Dataset extract —
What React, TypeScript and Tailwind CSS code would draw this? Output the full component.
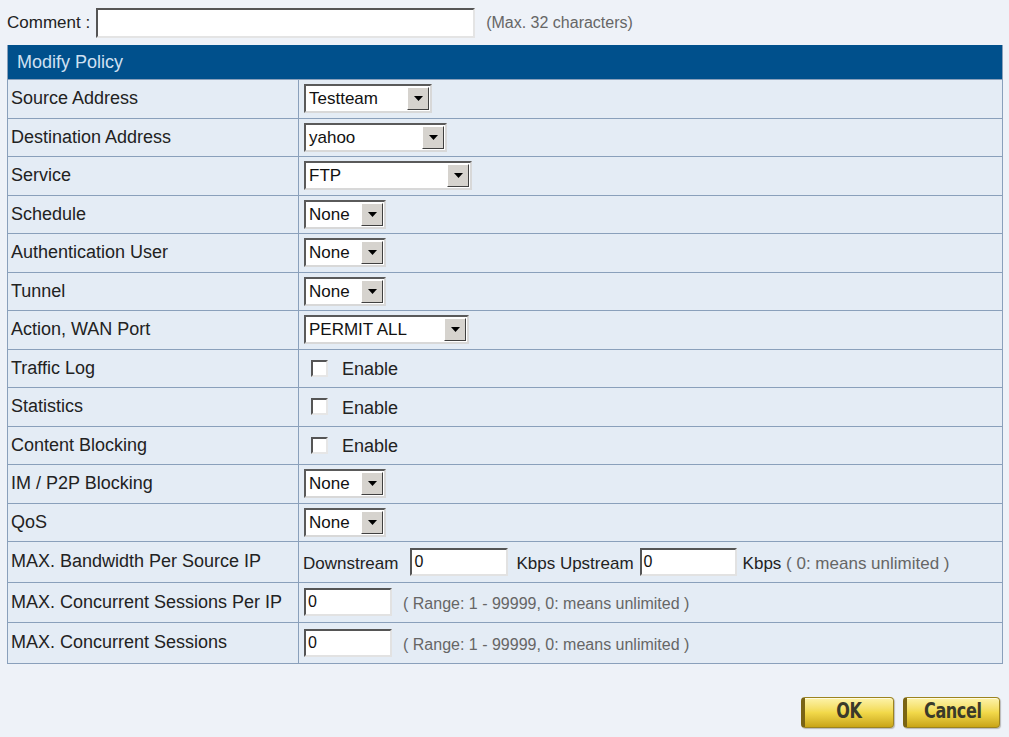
import React from "react";

const FONT = { fontFamily: '"Liberation Sans", Arial, sans-serif' };

function Select({ value, width }: { value: string; width: string }) {
  return (
    <div
      className={`${width} h-[29px] flex items-stretch bg-white border-2 border-t-[#5a5a5a] border-l-[#5a5a5a] border-b-[#d8d8d8] border-r-[#d8d8d8]`}
    >
      <div className="flex-1 flex items-center pl-[3px] text-[17px] text-[#111] leading-none">{value}</div>
      <div className="w-[22px] m-[1px] flex items-center justify-center bg-[#d6d3ce] border border-t-white border-l-white border-b-[#404040] border-r-[#404040]">
        <svg width="9" height="5" viewBox="0 0 9 5">
          <polygon points="0,0 9,0 4.5,5" fill="#000" />
        </svg>
      </div>
    </div>
  );
}

function TextBox({ value, width }: { value: string; width: string }) {
  return (
    <div
      className={`${width} h-[28px] flex items-center bg-white border-2 border-t-[#555] border-l-[#555] border-b-[#e2e2e2] border-r-[#e2e2e2] pl-[2px] text-[16px] text-[#111]`}
    >
      {value}
    </div>
  );
}

function Check() {
  return (
    <div className="flex items-center">
      <div className="ml-[12px] w-[17px] h-[17px] bg-white border-2 border-t-[#555] border-l-[#555] border-b-[#e6e6e6] border-r-[#e6e6e6]" />
      <span className="ml-[14px] mt-[3px] text-[18px] text-[#222]">Enable</span>
    </div>
  );
}

function Row({ label, tall, children }: { label: string; tall?: boolean; children: React.ReactNode }) {
  return (
    <div
      className={`grid grid-cols-[291px_1fr] border-t border-[#8aa0bb] bg-[#e4ecf5] ${tall ? "h-[40.5px]" : "h-[38.5px]"}`}
    >
      <div className="flex items-center pl-[3px] border-r border-[#8aa0bb] text-[18px] text-[#222] whitespace-nowrap">
        {label}
      </div>
      <div className="flex items-center">{children}</div>
    </div>
  );
}

export default function App() {
  return (
    <div className="min-h-screen w-[1009px] bg-[#eef2f8]" style={FONT}>
      {/* comment */}
      <div className="flex items-center pt-[8px] pl-[7px]">
        <span className="text-[17px] text-[#222]">Comment :</span>
        <div className="ml-[6px] w-[379px] h-[30px] bg-white border-2 border-t-[#555] border-l-[#555] border-b-[#e4e4e4] border-r-[#e4e4e4]" />
        <span className="ml-[11px] text-[16px] text-[#666]">(Max. 32 characters)</span>
      </div>

      {/* tabla */}
      <div className="ml-[7px] mt-[7px] w-[996px] border-x border-b border-[#8aa0bb]">
        <div className="h-[34px] flex items-center pl-[9px] bg-[#00508c] text-[18px] text-[#cfe0f2]">
          Modify Policy
        </div>
        <Row label="Source Address">
          <div className="ml-[5px]"><Select value="Testteam" width="w-[128px]" /></div>
        </Row>
        <Row label="Destination Address">
          <div className="ml-[5px]"><Select value="yahoo" width="w-[143px]" /></div>
        </Row>
        <Row label="Service">
          <div className="ml-[5px]"><Select value="FTP" width="w-[168px]" /></div>
        </Row>
        <Row label="Schedule">
          <div className="ml-[5px]"><Select value="None" width="w-[82px]" /></div>
        </Row>
        <Row label="Authentication User">
          <div className="ml-[5px]"><Select value="None" width="w-[82px]" /></div>
        </Row>
        <Row label="Tunnel">
          <div className="ml-[5px]"><Select value="None" width="w-[82px]" /></div>
        </Row>
        <Row label="Action, WAN Port">
          <div className="ml-[5px]"><Select value="PERMIT ALL" width="w-[165px]" /></div>
        </Row>
        <Row label="Traffic Log"><Check /></Row>
        <Row label="Statistics"><Check /></Row>
        <Row label="Content Blocking"><Check /></Row>
        <Row label="IM / P2P Blocking">
          <div className="ml-[5px]"><Select value="None" width="w-[82px]" /></div>
        </Row>
        <Row label="QoS">
          <div className="ml-[5px]"><Select value="None" width="w-[82px]" /></div>
        </Row>
        <Row label="MAX. Bandwidth Per Source IP" tall>
          <div className="flex items-center text-[17px] text-[#222]">
            <span className="ml-[4px] mt-[4px]">Downstream</span>
            <div className="ml-[12px]"><TextBox value="0" width="w-[98px]" /></div>
            <span className="ml-[8px] mt-[4px]">Kbps Upstream</span>
            <div className="ml-[6px]"><TextBox value="0" width="w-[97px]" /></div>
            <span className="ml-[6px] mt-[4px]">
              Kbps <span className="text-[#666]">( 0: means unlimited )</span>
            </span>
          </div>
        </Row>
        <Row label="MAX. Concurrent Sessions Per IP" tall>
          <div className="ml-[5px]"><TextBox value="0" width="w-[88px]" /></div>
          <span className="ml-[11px] mt-[4px] text-[16px] text-[#666]">( Range: 1 - 99999, 0: means unlimited )</span>
        </Row>
        <Row label="MAX. Concurrent Sessions" tall>
          <div className="ml-[5px]"><TextBox value="0" width="w-[88px]" /></div>
          <span className="ml-[11px] mt-[4px] text-[16px] text-[#666]">( Range: 1 - 99999, 0: means unlimited )</span>
        </Row>
      </div>

      {/* botones */}
      <div className="flex justify-end gap-[9px] pr-[9px] mt-[33px]">
        <GoldButton label="OK" width="w-[93px]" />
        <GoldButton label="Cancel" width="w-[97px]" />
      </div>
    </div>
  );
}

function GoldButton({ label, width }: { label: string; width: string }) {
  return (
    <button
      className={`${width} h-[31px] rounded-[4px] border border-[#9c8420] border-l-[4px] border-l-[#7a6414] bg-gradient-to-b from-[#fdf3a8] via-[#f2d94a] to-[#c9a514] shadow-[inset_0_1px_0_#fffbe0,1px_1px_1px_#b8b8b8] flex items-center justify-center`}
    >
      <span
        className="text-[21px] font-bold text-[#3a3a2a] tracking-[-0.5px] scale-x-[0.85]"
        style={{ fontFamily: '"DejaVu Sans Condensed", "DejaVu Sans", sans-serif' }}
      >
        {label}
      </span>
    </button>
  );
}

Task directions — Write out the listing word for word, omitting the pictures it holds.

Written answer —
What React, TypeScript and Tailwind CSS code would draw this? Output the full component.
import React from "react";

const FONT = { fontFamily: '"Liberation Sans", Arial, sans-serif' };

function Select({ value, width }: { value: string; width: string }) {
  return (
    <div
      className={`${width} h-[29px] flex items-stretch bg-white border-2 border-t-[#5a5a5a] border-l-[#5a5a5a] border-b-[#d8d8d8] border-r-[#d8d8d8]`}
    >
      <div className="flex-1 flex items-center pl-[3px] text-[17px] text-[#111] leading-none">{value}</div>
      <div className="w-[22px] m-[1px] flex items-center justify-center bg-[#d6d3ce] border border-t-white border-l-white border-b-[#404040] border-r-[#404040]">
        <svg width="9" height="5" viewBox="0 0 9 5">
          <polygon points="0,0 9,0 4.5,5" fill="#000" />
        </svg>
      </div>
    </div>
  );
}

function TextBox({ value, width }: { value: string; width: string }) {
  return (
    <div
      className={`${width} h-[28px] flex items-center bg-white border-2 border-t-[#555] border-l-[#555] border-b-[#e2e2e2] border-r-[#e2e2e2] pl-[2px] text-[16px] text-[#111]`}
    >
      {value}
    </div>
  );
}

function Check() {
  return (
    <div className="flex items-center">
      <div className="ml-[12px] w-[17px] h-[17px] bg-white border-2 border-t-[#555] border-l-[#555] border-b-[#e6e6e6] border-r-[#e6e6e6]" />
      <span className="ml-[14px] mt-[3px] text-[18px] text-[#222]">Enable</span>
    </div>
  );
}

function Row({ label, tall, children }: { label: string; tall?: boolean; children: React.ReactNode }) {
  return (
    <div
      className={`grid grid-cols-[291px_1fr] border-t border-[#8aa0bb] bg-[#e4ecf5] ${tall ? "h-[40.5px]" : "h-[38.5px]"}`}
    >
      <div className="flex items-center pl-[3px] border-r border-[#8aa0bb] text-[18px] text-[#222] whitespace-nowrap">
        {label}
      </div>
      <div className="flex items-center">{children}</div>
    </div>
  );
}

export default function App() {
  return (
    <div className="min-h-screen w-[1009px] bg-[#eef2f8]" style={FONT}>
      {/* comment */}
      <div className="flex items-center pt-[8px] pl-[7px]">
        <span className="text-[17px] text-[#222]">Comment :</span>
        <div className="ml-[6px] w-[379px] h-[30px] bg-white border-2 border-t-[#555] border-l-[#555] border-b-[#e4e4e4] border-r-[#e4e4e4]" />
        <span className="ml-[11px] text-[16px] text-[#666]">(Max. 32 characters)</span>
      </div>

      {/* tabla */}
      <div className="ml-[7px] mt-[7px] w-[996px] border-x border-b border-[#8aa0bb]">
        <div className="h-[34px] flex items-center pl-[9px] bg-[#00508c] text-[18px] text-[#cfe0f2]">
          Modify Policy
        </div>
        <Row label="Source Address">
          <div className="ml-[5px]"><Select value="Testteam" width="w-[128px]" /></div>
        </Row>
        <Row label="Destination Address">
          <div className="ml-[5px]"><Select value="yahoo" width="w-[143px]" /></div>
        </Row>
        <Row label="Service">
          <div className="ml-[5px]"><Select value="FTP" width="w-[168px]" /></div>
        </Row>
        <Row label="Schedule">
          <div className="ml-[5px]"><Select value="None" width="w-[82px]" /></div>
        </Row>
        <Row label="Authentication User">
          <div className="ml-[5px]"><Select value="None" width="w-[82px]" /></div>
        </Row>
        <Row label="Tunnel">
          <div className="ml-[5px]"><Select value="None" width="w-[82px]" /></div>
        </Row>
        <Row label="Action, WAN Port">
          <div className="ml-[5px]"><Select value="PERMIT ALL" width="w-[165px]" /></div>
        </Row>
        <Row label="Traffic Log"><Check /></Row>
        <Row label="Statistics"><Check /></Row>
        <Row label="Content Blocking"><Check /></Row>
        <Row label="IM / P2P Blocking">
          <div className="ml-[5px]"><Select value="None" width="w-[82px]" /></div>
        </Row>
        <Row label="QoS">
          <div className="ml-[5px]"><Select value="None" width="w-[82px]" /></div>
        </Row>
        <Row label="MAX. Bandwidth Per Source IP" tall>
          <div className="flex items-center text-[17px] text-[#222]">
            <span className="ml-[4px] mt-[4px]">Downstream</span>
            <div className="ml-[12px]"><TextBox value="0" width="w-[98px]" /></div>
            <span className="ml-[8px] mt-[4px]">Kbps Upstream</span>
            <div className="ml-[6px]"><TextBox value="0" width="w-[97px]" /></div>
            <span className="ml-[6px] mt-[4px]">
              Kbps <span className="text-[#666]">( 0: means unlimited )</span>
            </span>
          </div>
        </Row>
        <Row label="MAX. Concurrent Sessions Per IP" tall>
          <div className="ml-[5px]"><TextBox value="0" width="w-[88px]" /></div>
          <span className="ml-[11px] mt-[4px] text-[16px] text-[#666]">( Range: 1 - 99999, 0: means unlimited )</span>
        </Row>
        <Row label="MAX. Concurrent Sessions" tall>
          <div className="ml-[5px]"><TextBox value="0" width="w-[88px]" /></div>
          <span className="ml-[11px] mt-[4px] text-[16px] text-[#666]">( Range: 1 - 99999, 0: means unlimited )</span>
        </Row>
      </div>

      {/* botones */}
      <div className="flex justify-end gap-[9px] pr-[9px] mt-[33px]">
        <GoldButton label="OK" width="w-[93px]" />
        <GoldButton label="Cancel" width="w-[97px]" />
      </div>
    </div>
  );
}

function GoldButton({ label, width }: { label: string; width: string }) {
  return (
    <button
      className={`${width} h-[31px] rounded-[4px] border border-[#9c8420] border-l-[4px] border-l-[#7a6414] bg-gradient-to-b from-[#fdf3a8] via-[#f2d94a] to-[#c9a514] shadow-[inset_0_1px_0_#fffbe0,1px_1px_1px_#b8b8b8] flex items-center justify-center`}
    >
      <span
        className="text-[21px] font-bold text-[#3a3a2a] tracking-[-0.5px] scale-x-[0.85]"
        style={{ fontFamily: '"DejaVu Sans Condensed", "DejaVu Sans", sans-serif' }}
      >
        {label}
      </span>
    </button>
  );
}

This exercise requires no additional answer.